We have a young lady in the landscape business & one painter friend w/ 40 employees. They all constantly hand out our business cards & recommend our services, as outstanding & reasonably priced. This helps! Also try contacting apartment complexes & homeowner associations ( great prospects). We have an established customer base of about 17,000 , who seem to remain loyal. We treat them like family, when they are down & out we are still there ( extending credit & working with them through the rough times) they remember us during the good times. We also have 2 old retired guys( former salesmen) that go out & sell ( on commission ) all leads we get. They don't leave any stone unturned. Percentage of leads sold ( current economy withstanding ) 60-65 per cent. Beleive me they look like used car salesmen on the hunt. We print & mail letters from our customer list (monthly),constant reminder. Church newsletters ( advertise) , sports sponsors, baseball, bowling, football & soccer. I'm an OLD GUY, with limited education, but I know how I like to be treated !!!!!!!


----------



## Husky288XP (Feb 29, 2008)

As a college graduate with a degree in marketing, I will tell you that marketing is a numbers game. It is a direct relationship meaning the more people you reach, the more business opportunities will present themselves. 
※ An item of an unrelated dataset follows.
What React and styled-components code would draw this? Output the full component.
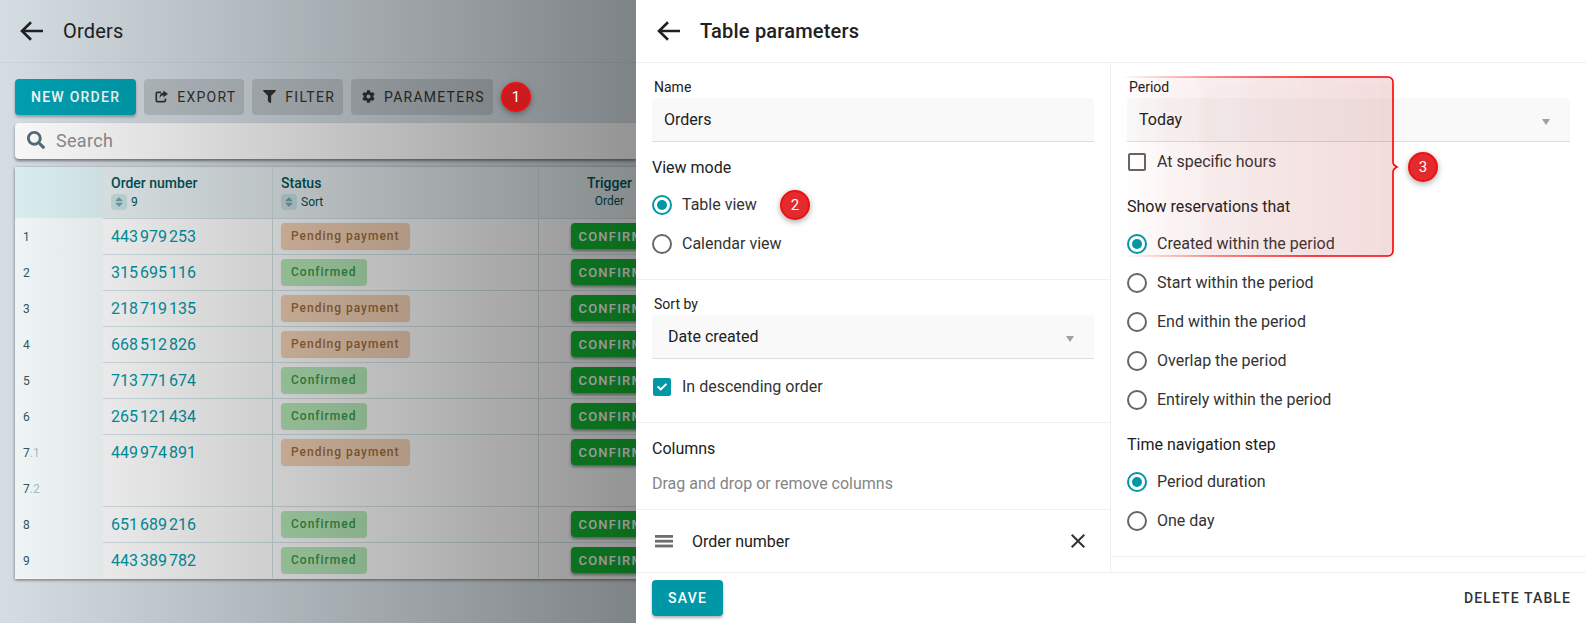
import React from 'react';
import styled, { createGlobalStyle } from 'styled-components';
import { FaCheck, FaCog, FaFilter, FaSearch, FaSort } from 'react-icons/fa';
import { MdClose } from 'react-icons/md';

const GlobalStyle = createGlobalStyle`
  html, body {
    margin: 0;
    height: 100%;
    overflow: hidden;
  }
  body {
    font-family: Roboto, "Liberation Sans", sans-serif;
    color: #212121;
  }
  * {
    box-sizing: border-box;
  }
`;

const Page = styled.div`
  display: flex;
  width: 1586px;
  height: 623px;
  overflow: hidden;
`;

/* Left side: the orders page, dimmed */
const OrdersPane = styled.div`
  position: relative;
  width: 636px;
  flex: none;
  overflow: hidden;
  background: #d9e2e8;
`;

const Dimmer = styled.div`
  position: absolute;
  inset: 0;
  z-index: 1;
  pointer-events: none;
  background: linear-gradient(to right, rgba(0, 0, 0, 0.02), rgba(0, 0, 0, 0.42));
`;

const TopBar = styled.header`
  display: flex;
  align-items: center;
  height: 63px;
  border-bottom: 1px solid ${(p) => p.$line};
  padding-left: ${(p) => p.$left}px;
  flex: none;
`;

const BackIcon = styled.svg`
  width: 24px;
  height: 20px;
  flex: none;
  margin-right: 19px;
`;

const PageTitle = styled.h1`
  margin: 0;
  font-size: 20px;
  font-weight: ${(p) => p.$weight};
  letter-spacing: 0.2px;
  color: #212121;
`;

const Toolbar = styled.div`
  display: flex;
  align-items: center;
  gap: 8px;
  margin: 16px 0 8px 15px;
`;

const PrimaryButton = styled.button`
  height: 36px;
  padding: 0 16px;
  border: 0;
  border-radius: 4px;
  background: ${(p) => p.$bg};
  color: #fff;
  font: 500 14px Roboto, sans-serif;
  letter-spacing: 1.25px;
  box-shadow: 0 2px 3px rgba(0, 0, 0, 0.3);
`;

const GreyButton = styled.button`
  display: flex;
  align-items: center;
  gap: 9px;
  height: 36px;
  padding: 0 8px 1px 11px;
  border: 0;
  border-radius: 4px;
  background: rgba(0, 0, 0, 0.12);
  color: #333;
  font: 400 14px Roboto, sans-serif;
  letter-spacing: 1.25px;

  svg {
    width: 13px;
    height: 13px;
  }
`;

const Badge = styled.span`
  position: relative;
  z-index: 2;
  display: inline-flex;
  align-items: center;
  justify-content: center;
  width: 30px;
  height: 30px;
  flex: none;
  margin-left: ${(p) => p.$gap ?? 0}px;
  border: 2px solid #ee1111;
  border-radius: 50%;
  background: ${(p) => (p.$dim ? '#c91a1e' : '#e32a2e')};
  color: #fff;
  font-size: 15px;
  box-shadow: 0 2px 6px rgba(0, 0, 0, 0.35);
`;

const SearchBox = styled.div`
  display: flex;
  align-items: center;
  gap: 11px;
  height: 36px;
  margin-left: 15px;
  padding: 0 0 2px 12px;
  background: #fff;
  border-radius: 4px 0 0 4px;
  box-shadow: 0 2px 3px rgba(0, 0, 0, 0.45);
  color: #546e7a;
  font-size: 18px;

  span {
    color: #8f8f8f;
    letter-spacing: 0.3px;
  }
`;

const Table = styled.div`
  display: grid;
  grid-template-columns: 88px 170px 266px 142px;
  width: 666px;
  margin: 8px 0 0 15px;
  padding-bottom: 1px;
  background: #fff;
  box-shadow: 0 1px 3px rgba(0, 0, 0, 0.5);
`;

const HeadCell = styled.div`
  height: 51px;
  padding: 8px 8px 0;
  background: ${(p) => (p.$first ? '#dff3f5' : '#e9f1f2')};
  border-right: ${(p) => (p.$first ? '0' : '1px solid #d6e4e6')};
  text-align: ${(p) => (p.$center ? 'center' : 'left')};
  color: #00545c;
  font-size: 14px;
  font-weight: 500;
`;

const SortLine = styled.div`
  display: flex;
  align-items: center;
  justify-content: ${(p) => (p.$center ? 'center' : 'flex-start')};
  gap: 4px;
  margin-top: 3px;
  font-size: 12px;
  font-weight: 400;
`;

const SortChip = styled.span`
  display: flex;
  align-items: center;
  justify-content: center;
  width: 16px;
  height: 16px;
  border-radius: 4px;
  background: rgba(0, 131, 143, 0.14);
  color: #6fa5ac;
  font-size: 12px;
`;

const IndexCell = styled.div`
  height: ${(p) => p.$height}px;
  padding: 1px 0 0 8px;
  background: #f6fcfd;
  font-size: 12px;
  color: #37575c;
`;

const IndexLine = styled.div`
  display: flex;
  align-items: center;
  height: 36px;

  i {
    font-style: normal;
    color: #a9c4c9;
  }
`;

const Cell = styled.div`
  height: ${(p) => p.$height}px;
  padding: 4px 8px 0;
  border-top: 1px solid #d3e3e5;
  border-right: 1px solid #d3e3e5;
  text-align: ${(p) => (p.$center ? 'center' : 'left')};
`;

const OrderNumber = styled.a`
  display: block;
  margin-top: 3px;
  color: #0097a7;
  font-size: 16px;
  font-weight: 400;
  line-height: 22px;
`;

const Gap = styled.span`
  display: inline-block;
  width: 2px;
`;

const StatusChip = styled.span`
  display: inline-block;
  height: 26px;
  padding: 0 10px;
  border-radius: 4px;
  background: ${(p) => (p.$kind === 'pending' ? '#f3d2b6' : '#b6e9b8')};
  color: ${(p) => (p.$kind === 'pending' ? '#9c6c3e' : '#36974a')};
  font-size: 12px;
  font-weight: 500;
  letter-spacing: 1px;
  line-height: 27px;
  box-shadow: 0 1px 1px rgba(0, 0, 0, 0.18);
`;

const ConfirmButton = styled.span`
  display: inline-block;
  width: 78px;
  height: 26px;
  padding-left: 8px;
  border-radius: 4px;
  background: #14b832;
  color: #fff;
  font-size: 13px;
  font-weight: 500;
  letter-spacing: 1.2px;
  line-height: 28px;
  text-align: left;
  white-space: nowrap;
  overflow: hidden;
  box-shadow: 0 2px 3px rgba(0, 0, 0, 0.4);
`;

/* Right side: the parameters drawer */
const Drawer = styled.div`
  position: relative;
  display: flex;
  flex-direction: column;
  flex: 1;
  background: #fff;
`;

const DrawerBody = styled.div`
  display: grid;
  grid-template-columns: 474px 476px;
  flex: 1;
  min-height: 0;
`;

const Column = styled.div`
  border-left: ${(p) => (p.$divided ? '1px solid #f0f0f0' : '0')};
  overflow: hidden;
`;

const Section = styled.section`
  padding: ${(p) => p.$top ?? 16}px 16px ${(p) => p.$bottom ?? 16}px;
  border-bottom: 1px solid #f0f0f0;
`;

const FieldLabel = styled.label`
  display: block;
  height: 16px;
  margin: 0 0 3px 2px;
  font-size: 14px;
  line-height: 16px;
`;

const Field = styled.div`
  display: flex;
  align-items: center;
  justify-content: space-between;
  height: 44px;
  margin-bottom: ${(p) => p.$after ?? 0}px;
  padding: 0 ${(p) => (p.$select ? 20 : 12)}px 0 ${(p) => p.$inset ?? 12}px;
  border-bottom: 1px solid #dedede;
  border-radius: 4px 4px 0 0;
  background: #f9f9f9;
  font-size: 16px;
`;

const Caret = styled.span`
  width: 0;
  height: 0;
  margin-top: 4px;
  border-left: 4px solid transparent;
  border-right: 4px solid transparent;
  border-top: 6px solid #a0a0a0;
`;

const Heading = styled.div`
  height: 20px;
  margin-top: ${(p) => p.$top}px;
  margin-bottom: ${(p) => p.$bottom}px;
  font-size: 16px;
  line-height: 20px;
  color: ${(p) => (p.$muted ? '#858585' : '#212121')};
`;

const OptionRow = styled.div`
  display: flex;
  align-items: center;
  height: 39px;
  font-size: 16px;
  color: #333;
`;

const RadioMark = styled.span`
  position: relative;
  width: 20px;
  height: 20px;
  flex: none;
  margin-right: 10px;
  border: 2px solid ${(p) => (p.$on ? '#0097a7' : '#666')};
  border-radius: 50%;

  &::after {
    content: '';
    display: ${(p) => (p.$on ? 'block' : 'none')};
    position: absolute;
    inset: 3px;
    border-radius: 50%;
    background: #0097a7;
  }
`;

const CheckMark = styled.span`
  display: flex;
  align-items: center;
  justify-content: center;
  width: 18px;
  height: 18px;
  flex: none;
  margin: 0 11px 0 1px;
  border: 2px solid ${(p) => (p.$on ? '#0097a7' : '#666')};
  border-radius: 2px;
  background: ${(p) => (p.$on ? '#0097a7' : 'transparent')};
  color: #fff;
  font-size: 10px;
`;

const ColumnRow = styled.div`
  display: flex;
  align-items: center;
  height: 62px;
  padding: 0 20px 0 16px;
  font-size: 16px;
  color: #212121;

  span {
    flex: 1;
    margin-left: 16px;
  }
`;

const Footer = styled.footer`
  display: flex;
  align-items: flex-start;
  justify-content: space-between;
  height: 51px;
  flex: none;
  padding: 7px 15px 0 16px;
  border-top: 1px solid #f0f0f0;
`;

const TextButton = styled.button`
  height: 36px;
  padding: 0;
  border: 0;
  background: none;
  color: #333;
  font: 500 14px Roboto, sans-serif;
  letter-spacing: 1.1px;
`;

const Callout = styled.svg`
  position: absolute;
  left: 480px;
  top: 69px;
  width: 300px;
  height: 200px;
  pointer-events: none;
`;

const CalloutBadge = styled(Badge)`
  position: absolute;
  left: 772px;
  top: 152px;
`;

const orders = [
  { n: '1', id: ['443', '979', '253'], status: 'pending' },
  { n: '2', id: ['315', '695', '116'], status: 'ok' },
  { n: '3', id: ['218', '719', '135'], status: 'pending' },
  { n: '4', id: ['668', '512', '826'], status: 'pending' },
  { n: '5', id: ['713', '771', '674'], status: 'ok' },
  { n: '6', id: ['265', '121', '434'], status: 'ok' },
  { n: '7', id: ['449', '974', '891'], status: 'pending', split: true },
  { n: '8', id: ['651', '689', '216'], status: 'ok' },
  { n: '9', id: ['443', '389', '782'], status: 'ok' },
];

const BackArrow = () => (
  <BackIcon viewBox="0 0 24 20">
    <path d="M23 10H2M11 1.2L2 10l9 8.8" fill="none" stroke="#212121" strokeWidth="2.6" />
  </BackIcon>
);

const ExportIcon = () => (
  <svg viewBox="0 0 14 14">
    <path
      d="M6.5 2.6H2.4a1 1 0 0 0-1 1v8a1 1 0 0 0 1 1h7.8a1 1 0 0 0 1-1V9.2"
      fill="none"
      stroke="#333"
      strokeWidth="1.8"
    />
    <path d="M9 .6l5 3.6-5 3.6V5.6C7.2 5.6 5.8 6.6 5.2 9.2 4.6 5.6 6.2 3 9 2.8z" fill="#333" />
  </svg>
);

const DragIcon = () => (
  <svg width="24" height="24" viewBox="0 0 24 24" fill="#6e6e6e">
    <rect x="3" y="6" width="18" height="2.8" />
    <rect x="3" y="10.8" width="18" height="2.8" />
    <rect x="3" y="15.6" width="18" height="2.8" />
  </svg>
);

const Radio = ({ on, children }) => (
  <OptionRow>
    <RadioMark $on={on} />
    {children}
  </OptionRow>
);

const Check = ({ on, children }) => (
  <OptionRow>
    <CheckMark $on={on}>{on && <FaCheck />}</CheckMark>
    {children}
  </OptionRow>
);

const OrderRow = ({ order }) => {
  const height = order.split ? 72 : 36;
  return (
    <>
      <IndexCell $height={height}>
        {order.split ? (
          <>
            <IndexLine>7<i>.1</i></IndexLine>
            <IndexLine>7<i>.2</i></IndexLine>
          </>
        ) : (
          <IndexLine>{order.n}</IndexLine>
        )}
      </IndexCell>
      <Cell $height={height}>
        <OrderNumber>
          {order.id[0]}<Gap />{order.id[1]}<Gap />{order.id[2]}
        </OrderNumber>
      </Cell>
      <Cell $height={height}>
        <StatusChip $kind={order.status}>
          {order.status === 'pending' ? 'Pending payment' : 'Confirmed'}
        </StatusChip>
      </Cell>
      <Cell $height={height} $center>
        <ConfirmButton>CONFIRM</ConfirmButton>
      </Cell>
    </>
  );
};

export default function App() {
  return (
    <Page>
      <GlobalStyle />
      <OrdersPane>
        <Dimmer />
        <TopBar $left={20} $line="#cfd8dc">
          <BackArrow />
          <PageTitle as="div" $weight={400}>Orders</PageTitle>
        </TopBar>
        <Toolbar>
          <PrimaryButton $bg="#00a3b4">NEW ORDER</PrimaryButton>
          <GreyButton><ExportIcon />EXPORT</GreyButton>
          <GreyButton><FaFilter />FILTER</GreyButton>
          <GreyButton><FaCog />PARAMETERS</GreyButton>
          <Badge $dim>1</Badge>
        </Toolbar>
        <SearchBox>
          <FaSearch />
          <span>Search</span>
        </SearchBox>
        <Table>
          <HeadCell $first />
          <HeadCell>
            Order number
            <SortLine><SortChip><FaSort /></SortChip>9</SortLine>
          </HeadCell>
          <HeadCell>
            Status
            <SortLine><SortChip><FaSort /></SortChip>Sort</SortLine>
          </HeadCell>
          <HeadCell $center>
            Trigger
            <SortLine $center>Order</SortLine>
          </HeadCell>
          {orders.map((order) => (
            <OrderRow key={order.n} order={order} />
          ))}
        </Table>
      </OrdersPane>

      <Drawer>
        <TopBar $left={21} $line="#f0f0f0">
          <BackArrow />
          <PageTitle $weight={500}>Table parameters</PageTitle>
        </TopBar>
        <DrawerBody>
          <Column>
            <Section>
              <FieldLabel>Name</FieldLabel>
              <Field>Orders</Field>
              <Heading $top={16} $bottom={7}>View mode</Heading>
              <OptionRow>
                <RadioMark $on />
                Table view
                <Badge $gap={23}>2</Badge>
              </OptionRow>
              <Radio>Calendar view</Radio>
            </Section>
            <Section>
              <FieldLabel>Sort by</FieldLabel>
              <Field $select $inset={16} $after={8}>Date created<Caret /></Field>
              <Check on>In descending order</Check>
            </Section>
            <Section $bottom={15}>
              <Heading $top={0} $bottom={15}>Columns</Heading>
              <Heading $top={0} $bottom={0} $muted>Drag and drop or remove columns</Heading>
            </Section>
            <ColumnRow>
              <DragIcon />
              <span>Order number</span>
              <MdClose size={24} color="#333" />
            </ColumnRow>
          </Column>
          <Column $divided>
            <Section>
              <FieldLabel>Period</FieldLabel>
              <Field $select>Today<Caret /></Field>
              <Check>At specific hours</Check>
              <Heading $top={16} $bottom={7}>Show reservations that</Heading>
              <Radio on>Created within the period</Radio>
              <Radio>Start within the period</Radio>
              <Radio>End within the period</Radio>
              <Radio>Overlap the period</Radio>
              <Radio>Entirely within the period</Radio>
              <Heading $top={16} $bottom={7}>Time navigation step</Heading>
              <Radio on>Period duration</Radio>
              <Radio>One day</Radio>
            </Section>
          </Column>
        </DrawerBody>
        <Footer>
          <PrimaryButton $bg="#0097a7">SAVE</PrimaryButton>
          <TextButton>DELETE TABLE</TextButton>
        </Footer>
        <Callout viewBox="0 0 300 200">
          <defs>
            <linearGradient id="calloutLine" x1="0" x2="1" y1="0" y2="0">
              <stop offset="0" stopColor="#ff0000" stopOpacity="0" />
              <stop offset="0.35" stopColor="#ff0000" stopOpacity="0.6" />
              <stop offset="0.7" stopColor="#ff0000" />
            </linearGradient>
            <linearGradient id="calloutFill" x1="0" x2="1" y1="0" y2="0">
              <stop offset="0" stopColor="#c03030" stopOpacity="0" />
              <stop offset="0.5" stopColor="#c03030" stopOpacity="0.1" />
              <stop offset="1" stopColor="#c03030" stopOpacity="0.14" />
            </linearGradient>
            <filter id="calloutShadow" x="-10%" y="-10%" width="125%" height="125%">
              <feDropShadow dx="2" dy="3" stdDeviation="4" floodColor="#000" floodOpacity="0.22" />
            </filter>
          </defs>
          <path
            d="M5 8H272a5 5 0 0 1 5 5V93q0 3 4 5q-4 2-4 5V182a5 5 0 0 1-5 5H5z"
            fill="url(#calloutFill)"
            filter="url(#calloutShadow)"
          />
          <path
            d="M5 8H272a5 5 0 0 1 5 5V93q0 3 4 5q-4 2-4 5V182a5 5 0 0 1-5 5H5"
            fill="none"
            stroke="url(#calloutLine)"
            strokeWidth="1.6"
          />
        </Callout>
        <CalloutBadge>3</CalloutBadge>
      </Drawer>
    </Page>
  );
}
Note that the flyer must look professional. Don't offer that you will beat anyone's price, etc. Just promote your services such as: tree pruning, removal, fertizilation, insect and disease mgmt,.......


----------



## John464 (Feb 29, 2008)

i thought about door hangers for only pointing out problems I see if working nearby. Maybe I should start? Such as on the door hanger I would write: 

_Left side yard, near fence, tree with broken branches. Front yard dead tree._


I dont think Id leave them on every house. What I would do is leave a door hanger for those properties I see an immediate need for tree care. Only so I could write on the hanger to point things out. Right now I just leave my card, but it doesnt have enough space to allow me to wriite descriptions out to them.

The others who pass by the job I just did will see my yard sign when they drive by for a week or so. Which targets way more people than I could hang hangers.


----------



## mckeetree (Feb 29, 2008)

Well I guess you guys can hang your door hangers till the cows come home. I'll just stick with my yellow pages, signs, my presentations to ladies garden clubs (only in the most prestigious neighborhoods) and my little radio spot. But ain't it great we live in a country where you can choose how to run your business. It is a good set-up we have here in the good old USA and it has sure been good to me.


----------



## BC WetCoast (Mar 2, 2008)

OLD CHIPMONK said:


> We have a young lady in the landscape business & one painter friend w/ 40 employees. They all constantly hand out our business cards & recommend our services, as outstanding & reasonably priced. This helps! Also try contacting apartment complexes & homeowner associations ( great prospects). We have an established customer base of about 17,000 , who seem to remain loyal. We treat them like family, when they are down & out we are still there ( extending credit & working with them through the rough times) they remember us during the good times. We also have 2 old retired guys( former salesmen) that go out & sell ( on commission ) all leads we get. They don't leave any stone unturned. Percentage of leads sold ( current economy withstanding ) 60-65 per cent. Beleive me they look like used car salesmen on the hunt. We print & mail letters from our customer list (monthly),constant reminder. Church newsletters ( advertise) , sports sponsors, baseball, bowling, football & soccer. I'm an OLD GUY, with limited education, but I know how I like to be treated !!!!!!!



Do your salesmen price the jobs? How much experience do they have? What happens when the job is underbid?


----------



## masterarbor (Mar 12, 2008)

i use a high end very nice door hanger and canvass neighborhoods that i want to work in. i'll get 3-5 bids all in one area and save on gas etc. i also find that doing it a couple of times in the same neighborhood works great.


----------



## MarylandGuy (Mar 14, 2008)

You might also consider a postcard that can be mailed or stuck in the door crack. The cost would be a lot less and more than likely a much flashier product. 

Full color (on both sides) 6 x 4 postcards run a little over $250 for 5,000 cards. And as long as they are 6 x 4 or smaller, you qualify for postcard rates with the US Post Office if you choose to mail them.


----------